### Aim of the task
Retype nothing but the lines from the start of the material up to and including the line with "馬達 188 x 12". Pictures don't belong in the copy.

### Recorded data
+++
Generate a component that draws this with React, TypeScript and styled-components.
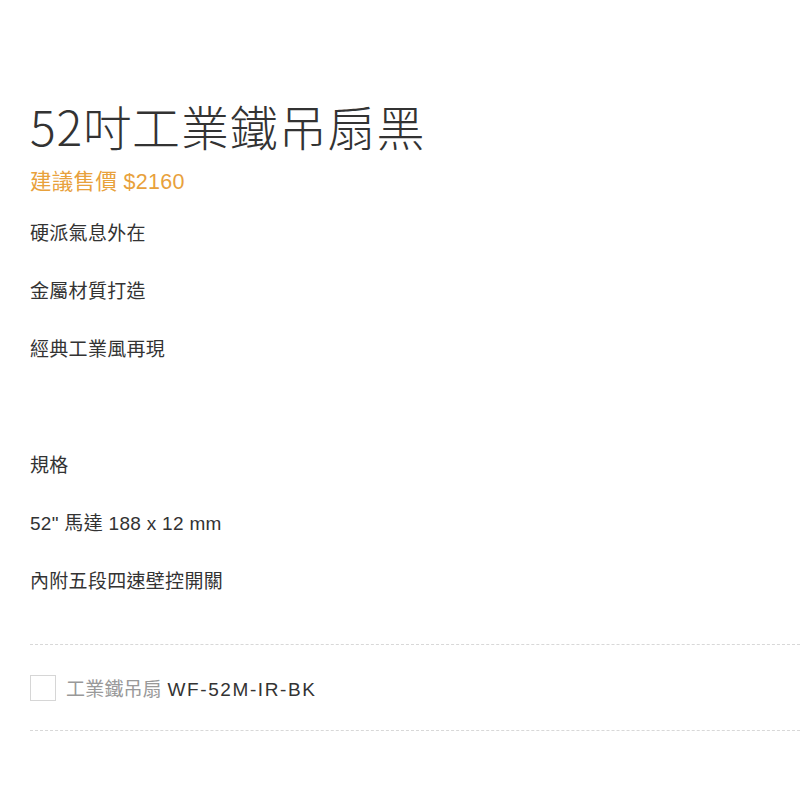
import styled, { createGlobalStyle } from "styled-components";

const GlobalStyle = createGlobalStyle`
  body {
    margin: 0;
    background: #ffffff;
    font-family: "Liberation Sans", "Noto Sans CJK TC", sans-serif;
  }
`;

const features = ["硬派氣息外在", "金屬材質打造", "經典工業風再現"];
const specs = ["規格", "52\" 馬達 188 x 12 mm", "內附五段四速壁控開關"];

export default function App() {
  return (
    <>
      <GlobalStyle />
      <Page>
        <Title>52吋工業鐵吊扇黑</Title>
        <Price>建議售價 $2160</Price>
        <Lines>
          {features.map(t => (
            <Line key={t}>{t}</Line>
          ))}
          <Line />
          {specs.map(t => (
            <Line key={t}>{t}</Line>
          ))}
        </Lines>
        <Options>
          <Option>
            <Box />
            <Label>
              工業鐵吊扇 <Code>WF-52M-IR-BK</Code>
            </Label>
          </Option>
        </Options>
      </Page>
    </>
  );
}

const Page = styled.div`
  display: flex;
  flex-direction: column;
  padding: 92px 0 0 30px;
`;

const Title = styled.h1`
  margin: 0;
  font-family: "Noto Sans CJK TC", sans-serif;
  font-size: 48px;
  font-weight: 300;
  line-height: 66px;
  color: #333333;
  letter-spacing: 0.9px;
`;

const Price = styled.div`
  margin-top: 12px;
  font-size: 21.5px;
  line-height: 24px;
  letter-spacing: 0.3px;
  color: #e8a13c;
`;

const Lines = styled.div`
  display: flex;
  flex-direction: column;
  margin-top: 11px;
`;

const Line = styled.p`
  margin: 0;
  height: 58px;
  font-size: 19px;
  line-height: 58px;
  letter-spacing: 0.3px;
  color: #333333;
  white-space: nowrap;
`;

const Options = styled.div`
  margin-top: 33px;
  border-top: 1px dashed #d8d8d8;
  border-bottom: 1px dashed #d8d8d8;
`;

const Option = styled.label`
  display: flex;
  align-items: center;
  gap: 10px;
  height: 85px;
`;

const Box = styled.span`
  width: 24px;
  height: 24px;
  border: 1px solid #d6d6d6;
  flex-shrink: 0;
`;

const Label = styled.span`
  font-size: 19px;
  letter-spacing: 0.2px;
  color: #999999;
  white-space: nowrap;
`;

const Code = styled.span`
  color: #333333;
  letter-spacing: 1.6px;
`;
+++
### Solution for this task
Generate a component that draws this with React, TypeScript and styled-components.
import styled, { createGlobalStyle } from "styled-components";

const GlobalStyle = createGlobalStyle`
  body {
    margin: 0;
    background: #ffffff;
    font-family: "Liberation Sans", "Noto Sans CJK TC", sans-serif;
  }
`;

const features = ["硬派氣息外在", "金屬材質打造", "經典工業風再現"];
const specs = ["規格", "52\" 馬達 188 x 12 mm", "內附五段四速壁控開關"];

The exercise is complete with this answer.